Step 4: Ultimate Exploitation - Protocol Abuse and Code Execution

  1. Objective: Go beyond information disclosure to achieve Remote Code Execution (RCE) or deeper internal network penetration.
  2. Exploitation Techniques:
    • Attacking Internal Vulnerable Services: Use SSRF to access services with known vulnerabilities on the internal network (e.g., unauthorized access to Redis, Memcached, Jenkins, etc.), sending specific payloads to achieve RCE.
    • Exploiting Non-HTTP Protocols (if not completely disabled):
      • file://: Read server local files (file:///etc/passwd).
      • gopher://: This is a very powerful protocol that can craft arbitrary TCP packets. Attackers can use it to interact with internal TCP services like Redis, MySQL, SMTP, sending commands. For example, crafting a Gopher request to write an SSH public key to Redis, thereby gaining server access.
      • dict://: Can be used for port scanning and limited information gathering.
    • Attacking FastCGI, HTTP/HTTPS Service Internal Interfaces: Use SSRF to access local 127.0.0.1:9000 (PHP-FPM) or 127.0.0.1:8080 (certain management APIs), sending carefully crafted payloads to execute commands.
    • Exploiting CRLF Injection: Inject %0d%0a into the URL path or parameters, thereby inserting new HTTP headers into the request sent by the server. This could be used for cache poisoning, initiating request smuggling chains, or overriding the Host header to attack internal virtual host-based services.

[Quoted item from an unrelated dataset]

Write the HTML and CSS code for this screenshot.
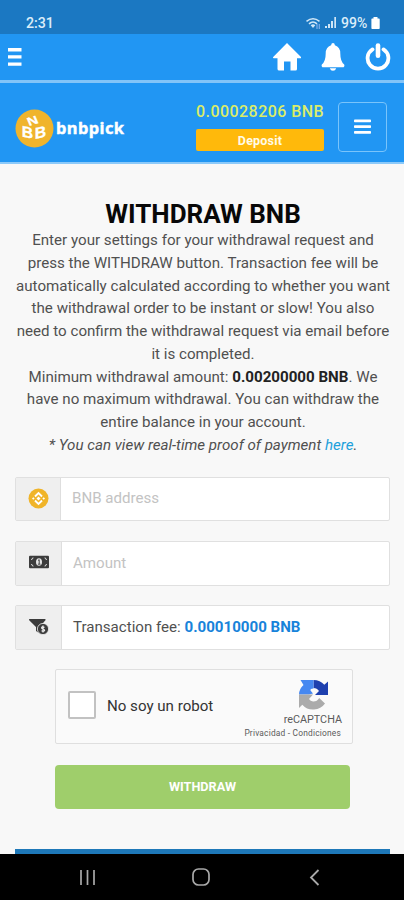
FILE: index.html
```html
<!DOCTYPE html>
<html lang="en">
<head>
<meta charset="utf-8">
<meta name="viewport" content="width=device-width, initial-scale=1">
<title>Withdraw BNB</title>
<link rel="stylesheet" href="styles.css">
</head>
<body>
<div class="screen">
  <div class="status">
    <span class="clock">2:31</span>
    <div class="status-right">
      <svg width="15" height="13" viewBox="0 0 15 13" fill="none" stroke="#cfe6f7" stroke-width="1.6"><path d="M.5 4.300Q7 -.9 13.500 4.300M3 6.800Q7 3.200 11 6.800"/><path d="M4.700 8.200Q7 6.300 9.300 8.200L7 11z" fill="#cfe6f7" stroke="none"/><path d="M11 7v5M13.300 7v5" stroke="#7faeea" stroke-width="1.200"/></svg>
      <svg class="signal" width="12" height="12" viewBox="0 0 12 12" fill="#cfe6f7"><path d="M0 9h2v2H0zM3 7h2v4H3zM6 4h2v7H6zM9.300 0h1.700v11H9.300z"/></svg>
      <span class="percent">99%</span>
      <svg width="9" height="13" viewBox="0 0 9 13" fill="#fff"><path d="M2.500 0h4v1.500H8q.7 0 .7.700v9q0 .8-.8.800H1.200q-.8 0-.8-.8v-9q0-.7.7-.7h1.400z"/></svg>
    </div>
  </div>
  <div class="appbar">
    <svg width="14" height="20" viewBox="0 0 14 20" fill="#fff"><path d="M0 1h13.500v3.400H0zM0 8.200h13.500v3.400H0zM0 15.400h13.500v3.400H0z"/></svg>
    <div class="actions">
      <svg width="28" height="28" viewBox="0 0 28 28" fill="#fff"><path d="M14 0L28 14q.4 1-.6 1.200H24V26q0 1.500-1.500 1.500h-5V18.500h-6.500v9H6.200Q4.500 27.500 4.500 26V15.200H.7q-1.100-.2-.5-1.200z"/></svg>
      <svg width="24" height="28" viewBox="0 0 24 28" fill="#fff"><path d="M12 0q1.700 0 1.900 2.300Q19.300 4 19.300 10.500q0 8 3.900 11 .8 1.500-.6 2.700H1.400Q0 23 .8 21.500q3.900-3 3.900-11Q4.700 4 10.100 2.300 10.300 0 12 0zM8.800 25.300h6.400Q14.400 27.800 12 27.800T8.800 25.300z"/></svg>
      <svg width="26" height="28" viewBox="0 0 26 28" fill="none" stroke="#fff" stroke-linecap="round"><path d="M7.500 6.400a10.400 10.400 0 1 0 11 0" stroke-width="3.800"/><path d="M13 2.500v10.300" stroke-width="4.600"/></svg>
    </div>
  </div>
  <header class="header">
    <div class="brand">
      <svg width="39" height="39" viewBox="0 0 39 39"><circle cx="19.500" cy="19.500" r="19" fill="#f0b42c"/><g class="cube"><text transform="matrix(1.050 .22 0 1.050 6.800 27.500)">B</text><text transform="matrix(1.050 -.22 0 1.050 19.800 30)">B</text><text transform="matrix(.95 -.28 .3 .72 14 17)">N</text></g></svg>
      <span class="brand-name">bnbpick</span>
    </div>
    <div class="wallet">
      <div class="balance">0.00028206 BNB</div>
      <button class="deposit">Deposit</button>
    </div>
    <button class="menu"><svg width="18" height="16" viewBox="0 0 18 16" fill="#fff"><rect width="17" height="2.800" rx=".8" y=".5"/><rect width="17" height="2.800" rx=".8" y="6.200"/><rect width="17" height="2.800" rx=".8" y="11.900"/></svg></button>
  </header>
  <main class="content">
    <h1>WITHDRAW BNB</h1>
    <p class="info">
      <span>Enter your settings for your withdrawal request and</span>
      <span>press the WITHDRAW button. Transaction fee will be</span>
      <span>automatically calculated according to whether you want</span>
      <span>the withdrawal order to be instant or slow! You also</span>
      <span>need to confirm the withdrawal request via email before</span>
      <span>it is completed.</span>
      <span>Minimum withdrawal amount: <b>0.00200000 BNB</b>. We</span>
      <span>have no maximum withdrawal. You can withdraw the</span>
      <span>entire balance in your account.</span>
      <span class="note">* You can view real-time proof of payment <a>here</a>.</span>
    </p>
    <div class="field first">
      <div class="addon"><svg width="21" height="21" viewBox="0 0 21 21"><circle cx="10.500" cy="10.500" r="10" fill="#f0b429"/><path d="M7 8.500l3.500-3.500L14 8.500M7 12.500l3.500 3.500 3.500-3.500" fill="none" stroke="#fff" stroke-width="1.900"/><path d="M10.500 8.500l2 2-2 2-2-2zM5.300 9.200l1.300 1.300-1.300 1.300L4 10.500zM15.700 9.200l1.300 1.300-1.300 1.300-1.300-1.300z" fill="#fff"/></svg></div>
      <div class="value placeholder">BNB address</div>
    </div>
    <div class="field">
      <div class="addon"><svg class="note-icon" width="20" height="14" viewBox="0 0 20 14"><rect width="20" height="12.500" y=".7" rx="1" fill="#3c3c3c"/><path d="M2 4.500q2 0 2-2M16 2.500q0 2 2 2M18 9.500q-2 0-2 2M4 11.500q0-2-2-2" fill="none" stroke="#ddd"/><ellipse cx="10" cy="7" rx="3" ry="3.800" fill="#e6e6e6"/><path d="M9 5.500l1.200-.8v4.300M8.900 9.200h2.600" fill="none" stroke="#444"/></svg></div>
      <div class="value placeholder">Amount</div>
    </div>
    <div class="field">
      <div class="addon"><svg width="20" height="18" viewBox="0 0 20 18"><path d="M.5 1h15.700q.8.800 0 1.600L11.500 8v8L7 13V9L.2 2.200Q-.3 1.500.5 1z" fill="#3c3c3c"/><circle cx="14" cy="11" r="5.600" fill="#3c3c3c" stroke="#efefef" stroke-width=".8"/><path d="M15.500 9.400q-2.900-1.300-2.900.3 0 .9 1.500 1.300 1.700.5 1.500 1.500-.6 1.200-3.100.2M14 7.500v7" fill="none" stroke="#efefef" stroke-width="1.200"/></svg></div>
      <div class="value">Transaction fee:&nbsp;<b>0.00010000 BNB</b></div>
    </div>
    <div class="captcha">
      <div class="checkbox"></div>
      <span class="robot">No soy un robot</span>
      <div class="captcha-brand">
        <svg width="31" height="31" viewBox="0 0 31 31"><path d="M15.500 1C20 1 23.500 3 26.300 5.800L30 2.500V16H17l4-4q-2-3-5.500-3z" fill="#1e40af"/><path d="M15.500 1v8.500q-3.500 0-3 2l2.500 3-4 1H1Q1 10 5.500 6L2.500 1z" fill="#4688f1"/><path d="M1 15.500V29l3.300-3.300Q9 31 16 30.500q7-.4 11-6L21.200 19Q19 22.700 15 22.500q-2.600-.2-4-2.500l4-4.500z" fill="#ababab"/></svg>
        <span class="captcha-name">reCAPTCHA</span>
        <span class="captcha-links">Privacidad - Condiciones</span>
      </div>
    </div>
    <button class="submit">WITHDRAW</button>
    <div class="panel"></div>
  </main>
  <nav class="navbar">
    <svg width="17" height="17" viewBox="0 0 17 17" stroke="#a9a9a9" stroke-width="1.700"><path d="M2 1v15M8.500 1v15M15 1v15"/></svg>
    <svg class="home" width="18" height="18" viewBox="0 0 18 18" fill="none" stroke="#a9a9a9" stroke-width="1.700"><rect x="1" y="1" width="16" height="16" rx="5.500"/></svg>
    <svg width="11" height="17" viewBox="0 0 11 17" fill="none" stroke="#a9a9a9" stroke-width="1.800"><path d="M9.500 1L2 8.500 9.500 16"/></svg>
  </nav>
</div>
</body>
</html>
```
FILE: styles.css
```css
* { box-sizing: border-box; }
body { margin: 0; font-family: Roboto, "Liberation Sans", sans-serif; color: #505050; background: #f8f8f8; }
button { font-family: inherit; padding: 0; border: 0; }
svg { display: block; flex: none; }
.screen { width: 404px; height: 900px; overflow: hidden; display: flex; flex-direction: column; }
.status { height: 34px; background: #1b78c2; display: flex; justify-content: space-between; padding: 12px 24px 0 26px; color: #dcedf9; }
.clock { font-size: 14.2px; line-height: 22px; font-weight: 500; }
.status-right { display: flex; align-items: center; height: 22px; }
.signal { margin: 0 4px 0 4px; }
.percent { font-size: 14px; font-weight: 500; margin-right: 1px; width: 29px; }
.appbar { height: 49px; background: #2196f3; border-bottom: 3px solid #83c4f8; display: flex; justify-content: space-between; align-items: center; padding: 0 13px 0 8px; }
.actions { display: flex; gap: 20px; }
.header { height: 81px; background: #2196f3; border-bottom: 2px solid #8ccafa; display: flex; align-items: center; padding: 8px 17px 0 15px; }
.brand { display: flex; align-items: center; gap: 2px; width: 181px; padding-top: 3px; }
.cube { fill: #fff; font: 700 15px "Liberation Sans", sans-serif; stroke: #fff; stroke-width: .3px; }
.brand-name { color: #fff; font: 700 16.5px "Noto Sans", sans-serif; line-height: 24px; letter-spacing: .4px; -webkit-text-stroke: .4px #fff; }
.wallet { width: 128px; height: 49px; display: flex; flex-direction: column; justify-content: space-between; }
.balance { color: #dbed68; font-size: 16px; line-height: 20px; font-weight: 500; letter-spacing: .45px; white-space: nowrap; }
.deposit { height: 22px; border-radius: 2px; background: #ffb90b; color: #fffbe8; font-size: 12.5px; font-weight: 700; letter-spacing: .2px; }
.menu { width: 49px; height: 50px; margin-left: auto; border: 1.500px solid #79c4fb; border-radius: 4px; background: none; display: flex; justify-content: center; align-items: center; }
.content { height: 690px; padding: 35px 14px 0 15px; display: flex; flex-direction: column; }
h1 { margin: 0; color: #080808; font-size: 26px; line-height: 31px; height: 30px; font-weight: 700; text-align: center; padding-left: 1px; }
.info { margin: 0; font-size: 15.13px; line-height: 22.75px; text-align: center; padding-left: 1px; }
.info span { display: block; white-space: nowrap; }
.info b { color: #222; font-weight: 700; }
.note { font-style: italic; }
.note a { color: #1ea1dc; }
.field { height: 45px; margin-top: 19px; border: 1.500px solid #e0e0e0; border-radius: 2px; background: #fff; display: flex; flex: none; }
.field.first { height: 44px; margin-top: 20px; margin-bottom: 1px; }
.addon { width: 46px; background: #efefef; border-right: 1px solid #dedede; display: flex; align-items: center; justify-content: center; }
.note-icon { margin-top: -3px; }
.value { padding: 0 0 1px 11px; display: flex; align-items: center; font-size: 15.1px; }
.first .addon { width: 45px; }
.value b { color: #1783da; font-weight: 700; }
.value.placeholder { color: #c3c3c3; }
.captcha { width: 298px; height: 75px; flex: none; margin: 19.5px 0 0 40px; border: 1.500px solid #dfdfdf; border-radius: 2px; background: #fafafa; display: flex; align-items: center; padding: 0 11px 0 12px; }
.checkbox { width: 28px; height: 28px; border: 2px solid #c2c2c2; border-radius: 2px; background: #fff; margin-top: -3px; }
.robot { margin: -2px 0 0 11px; font-size: 15.1px; color: #333; }
.captcha-brand { margin-left: auto; padding-top: 4px; display: flex; flex-direction: column; align-items: flex-end; color: #5b5b5b; }
.captcha-brand svg { margin-right: 12px; }
.captcha-name { font-size: 10.8px; line-height: 14px; margin-top: 3px; margin-right: -1px; }
.captcha-links { font-size: 8.400px; line-height: 12px; letter-spacing: .2px; }
.submit { width: 295px; height: 44px; flex: none; margin: 21px 0 0 40px; border-radius: 4px; background: #9fce6b; color: #fff; font-size: 12.7px; font-weight: 700; padding-bottom: 1px; }
.panel { height: 5px; flex: none; margin-top: auto; background: #1e78b8; }
.navbar { height: 46px; background: #000; display: flex; align-items: center; justify-content: space-between; padding: 0 84px 0 79px; }
.home { margin-right: 3px; }
```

Step 5: Defense Summary and Best Practices

  1. Input Validation:
    • Strict Whitelisting: Based on business needs, implement a strict domain or IP whitelist and reject all non-whitelisted requests.
    • Unified Parser: Use the same URL parsing library for both validation and the actual request to avoid parsing discrepancies.
  2. Network Layer Controls:
    • Outbound Firewall: Restrict outbound connections initiated by the server, allowing access only to necessary, known external services and ports. Block access to internal RFC 1918 address ranges, loopback addresses, cloud metadata endpoints, etc.
    • Use Network Namespaces or Containers: Run application components with SSRF risk in an isolated, network-restricted environment.
  3. Protocols and Authentication:
    • Disable Unnecessary URL Protocols (file, gopher, dict, ftp, etc.), only allow http/https.
    • Implement Strong Authentication for Internal Services; do not rely solely on network location as a trust factor.
  4. Response Handling:
    • Disable Following Redirects: Or at least apply the same whitelist validation to the redirect target.
    • Filter Sensitive Information: After the server fetches remote content, before returning it to the user, check for sensitive information (e.g., cloud metadata, error messages, etc.).
  5. Sandboxing and Isolation: Place network request functionality in an independent, low-privilege microservice or function.

Through this step-by-step analysis, we can see that SSRF offense and defense is a constantly escalating battle. Effective defense requires a multi-layered approach across input validation, network architecture, and service configuration, not just relying on simple application-layer blacklist filtering.